Readers will have been aware that during the recent dock strike, a number of dockers were camped outside the Cheung Kong building in Central, more or less opposite the HSBC headquarters at 1 Queens Road. The bank, unnerved by the Occupy Central movement, which set up camp in the area under the bank for almost a year, promptly restricted access to this space by lowering most of the shutters. People were only able to exercise their right to pass through via the narrow entrance at the four corners of the passageway.
Although none of the dockers attempted to set up camp under the bank, HSBC says it had noticed some of the previous "occupiers" lurking near the area. However, even though the dock strike is over, HSBC is still keeping its shutters down. It is true that under the 1983 deed of dedication, the bank is deemed to own the property under its HQ, but at the same time people do have a right of passage.
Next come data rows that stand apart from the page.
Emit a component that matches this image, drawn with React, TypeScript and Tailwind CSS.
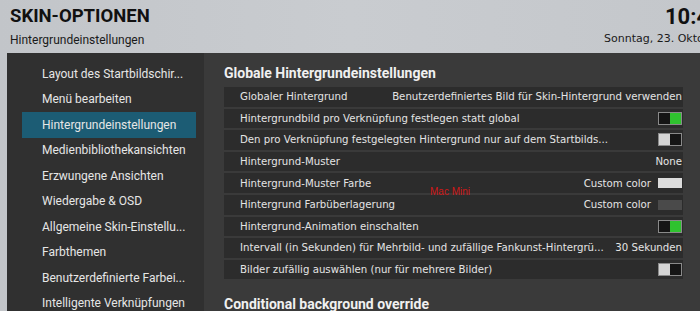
import { Fragment } from 'react'

type Row =
  | { label: string; kind: 'text'; value: string }
  | { label: string; kind: 'toggle'; on: boolean }
  | { label: string; kind: 'color'; value: string; swatch: 'light' | 'dark' }

const menu = [
  'Layout des Startbildschir...',
  'Menü bearbeiten',
  'Hintergrundeinstellungen',
  'Medienbibliothekansichten',
  'Erzwungene Ansichten',
  'Wiedergabe & OSD',
  'Allgemeine Skin-Einstellu...',
  'Farbthemen',
  'Benutzerdefinierte Farbei...',
  'Intelligente Verknüpfungen',
]

const rows: Row[] = [
  { label: 'Globaler Hintergrund', kind: 'text', value: 'Benutzerdefiniertes Bild für Skin-Hintergrund verwenden' },
  { label: 'Hintergrundbild pro Verknüpfung festlegen statt global', kind: 'toggle', on: true },
  { label: 'Den pro Verknüpfung festgelegten Hintergrund nur auf dem Startbilds...', kind: 'toggle', on: false },
  { label: 'Hintergrund-Muster', kind: 'text', value: 'None' },
  { label: 'Hintergrund-Muster Farbe', kind: 'color', value: 'Custom color', swatch: 'light' },
  { label: 'Hintergrund Farbüberlagerung', kind: 'color', value: 'Custom color', swatch: 'dark' },
  { label: 'Hintergrund-Animation einschalten', kind: 'toggle', on: true },
  { label: 'Intervall (in Sekunden) für Mehrbild- und zufällige Fankunst-Hintergrü...', kind: 'text', value: '30 Sekunden' },
  { label: 'Bilder zufällig auswählen (nur für mehrere Bilder)', kind: 'toggle', on: false },
]

function Toggle({ on }: { on: boolean }) {
  return (
    <div className="flex w-[24px] h-[13px] border border-[#8a8a8a] bg-[#151515]">
      {on ? (
        <>
          <div className="flex-1 bg-[#151515]" />
          <div className="flex-1 bg-[#2fc22f]" />
        </>
      ) : (
        <>
          <div className="flex-1 bg-[#d4d4d4]" />
          <div className="flex-1 bg-[#151515]" />
        </>
      )}
    </div>
  )
}

function RowValue({ row }: { row: Row }) {
  if (row.kind === 'text') return <span>{row.value}</span>
  if (row.kind === 'toggle') return <Toggle on={row.on} />
  return (
    <div className="flex items-center gap-[7px]">
      <span>{row.value}</span>
      <div className={`w-[24px] h-[10px] ${row.swatch === 'light' ? 'bg-[#dcdcdc]' : 'bg-[#4a4a4a]'}`} />
    </div>
  )
}

export default function App() {
  return (
    <div className="relative w-[700px] h-[311px] overflow-hidden bg-gradient-to-r from-[#c2c5c9] via-[#c9ccd0] to-[#c4c7cb] font-['Roboto',sans-serif]">
      {/* Header */}
      <header className="flex justify-between h-[53px]">
        <div className="pl-[10px] pt-[5px]">
          <h1 className="text-[18.5px] font-bold leading-[22px] text-[#111]">SKIN-OPTIONEN</h1>
          <p className="text-[12px] leading-[14px] mt-[6px] text-[#1a1a1a]">Hintergrundeinstellungen</p>
        </div>
        <div className="flex flex-col items-start pt-[5px] w-[96px] overflow-hidden">
          <span className="pl-[61px] text-[22px] font-bold leading-[24px] text-[#111]">10:45</span>
          <span className="mt-[3px] text-[11px] leading-[14px] text-[#1a1a1a] whitespace-nowrap font-['DejaVu_Sans',sans-serif]">
            Sonntag, 23. Oktober
          </span>
        </div>
      </header>

      {/* Body */}
      <div className="flex ml-[7px] h-[258px]">
        {/* Sidebar */}
        <nav className="w-[197px] bg-[#303030] pt-[8px]">
          {menu.map((item) => (
            <div
              key={item}
              className={`flex items-center h-[25.5px] ml-[15px] w-[174px] pl-[20px] text-[12px] text-[#e6e6e6] whitespace-nowrap ${
                item === 'Hintergrundeinstellungen' ? 'bg-[#1c5c74]' : ''
              }`}
            >
              {item}
            </div>
          ))}
        </nav>

        {/* Main */}
        <main className="flex-1 bg-[#3a3a3a] pl-[20px] pr-[17px] pt-[11px]">
          <h2 className="text-[14px] font-bold leading-[18px] text-[#f0f0f0]">Globale Hintergrundeinstellungen</h2>
          <div className="mt-[5px] flex flex-col gap-[2px] font-['DejaVu_Sans',sans-serif] text-[10.2px] text-[#e4e4e4]">
            {rows.map((row) => (
              <Fragment key={row.label}>
                <div className="flex items-center justify-between gap-[8px] h-[19.6px] bg-[#2c2c2c] pl-[16px] pr-[1px] whitespace-nowrap">
                  <span>{row.label}</span>
                  <RowValue row={row} />
                </div>
              </Fragment>
            ))}
          </div>
          <h2 className="mt-[16px] text-[14px] font-bold leading-[18px] text-[#f0f0f0]">Conditional background override</h2>
        </main>
      </div>

      {/* Watermark */}
      <span className="absolute left-[430px] top-[184px] text-[10px] text-[#d01818] font-['Liberation_Sans',sans-serif]">Mac Mini</span>
    </div>
  )
}
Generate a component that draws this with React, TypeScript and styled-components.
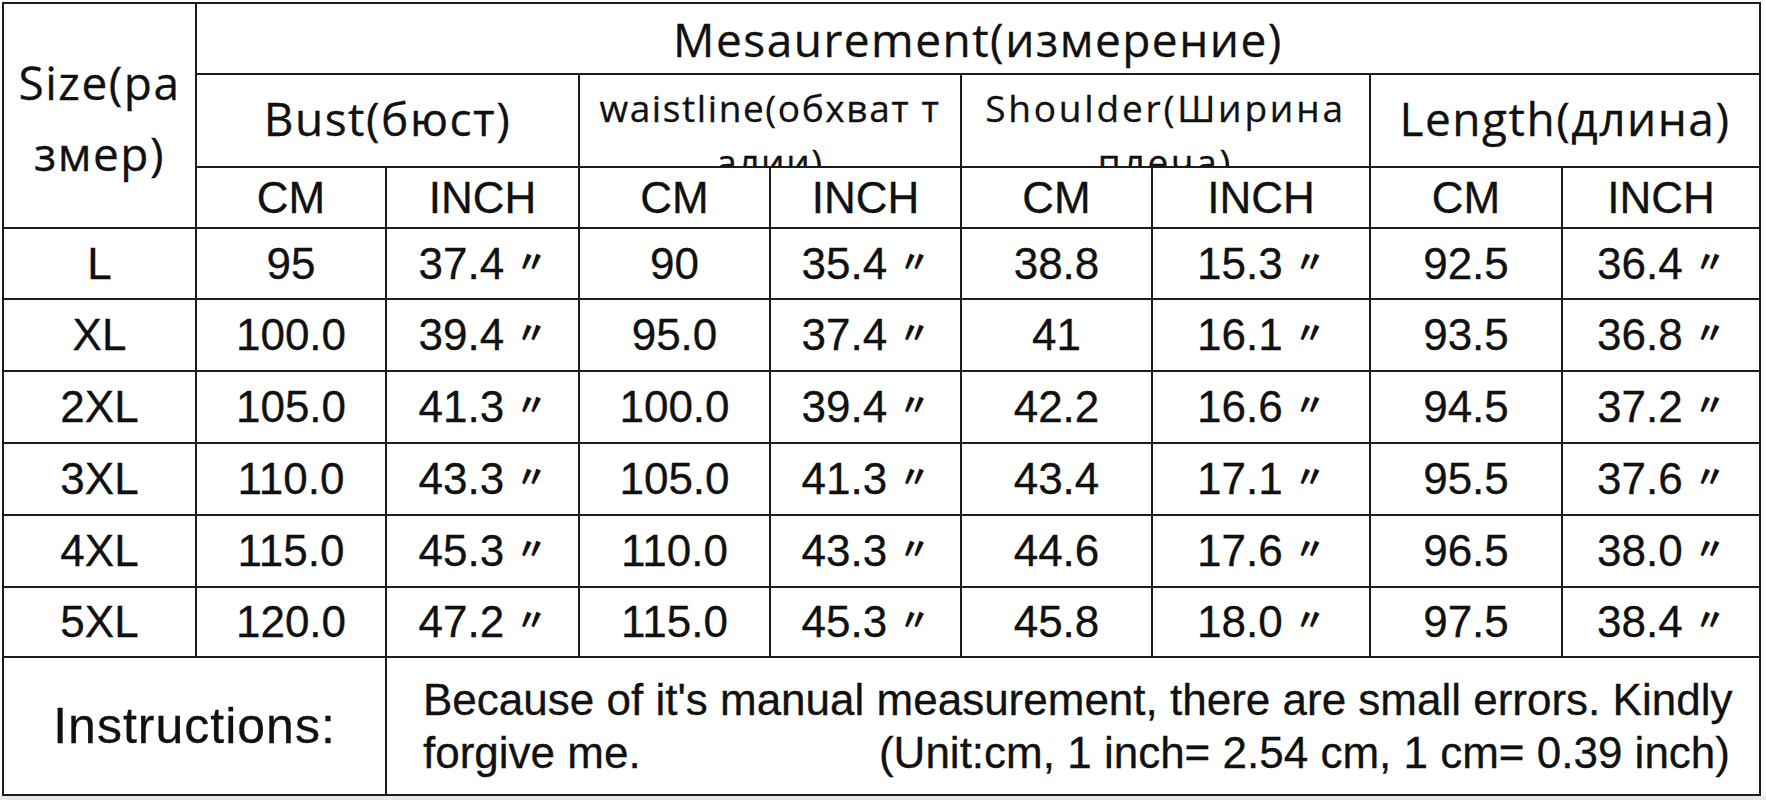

The deed allows the bank to partially restrict access to the area between 2am and 6am. But it goes on to say that "through passage must be maintained … at all times." So on the face of it, HSBC has been in breach of its deed of dedication by restricting access in this way. A bank spokesman said it was "monitoring the situation".
In a city where bureaucracy frequently flies in the face of common sense and goes to absurd lengths to maintain the letter of the law, it is good to see it turn a blind eye when dealing with the rich and powerful.
The naked truth
The decision by Zhejiang Southeast Electric Power to exchange its B shares, which are listed on the Shanghai stock exchange, for A shares has not met with universal approval, as our photograph illustrates.
The woman was protesting against the terms of the exchange. The sign she was holding, along with her stripped-down attire, conveyed the message that her investment in the company "was as naked" as she was. The B shares are to be swapped at a 13 per cent discount for A shares. The B-share market has long been regarded as illiquid, and the mainland government has been encouraging companies to either buy back their B shares or move them to Hong Kong's stock exchange.
Damned if you do …
We live in a complicated world, a view no doubt shared by HSBC. It has been pilloried, along with other banks, for the "casino banking" culture that helped bring about the global financial crisis. It has been through a brutal cost-cutting exercise; and then there was the embarrassing money-laundering incident. So it may have been expecting some relief with the announcement of better-than-expected quarterly earnings. Instead, its profits were met with a blistering assault by Britain's Robin Hood Tax campaign. "HSBC's sky-high profits are a stark reminder that banks operate on a different plane to the rest of the economy," says spokesman David Hillman. So, as the London Evening Standard asks, would he prefer it if the bank piled up billions of losses, requiring a bailout from the taxpayer?
Fearing the blacked arts
Speaking to The New York Times about why he donated 1,400 artworks to Hong Kong's M+ museum rather than to a mainland institution, Uli Sigg said the decision was not taken lightly. "My first impulse was to give these artworks to a museum in Beijing or Shanghai," said Sigg, a former Swiss ambassador to China. However, he said, he was "concerned that works by artists who are blacklisted in China's state-run museums might never be exhibited in public".
That said, Sigg may have been perturbed by the recent comments of pro-Beijing lawmaker Chan Kam-lam, who warned the West Kowloon Cultural District that any artworks with indecent, insulting or political elements should not be viewed as art.
After a poor couple of years, Asia-focused funds are close to passing the US$100 billion threshold for the first time since 2007. Total assets in Asia-focused hedge funds increased by 7.6 per cent in the first quarter to US$95 billion, according to Hedge Fund Research. This is the highest level since Asian hedge fund capital peaked in 2007 at a record US$111.4 billion.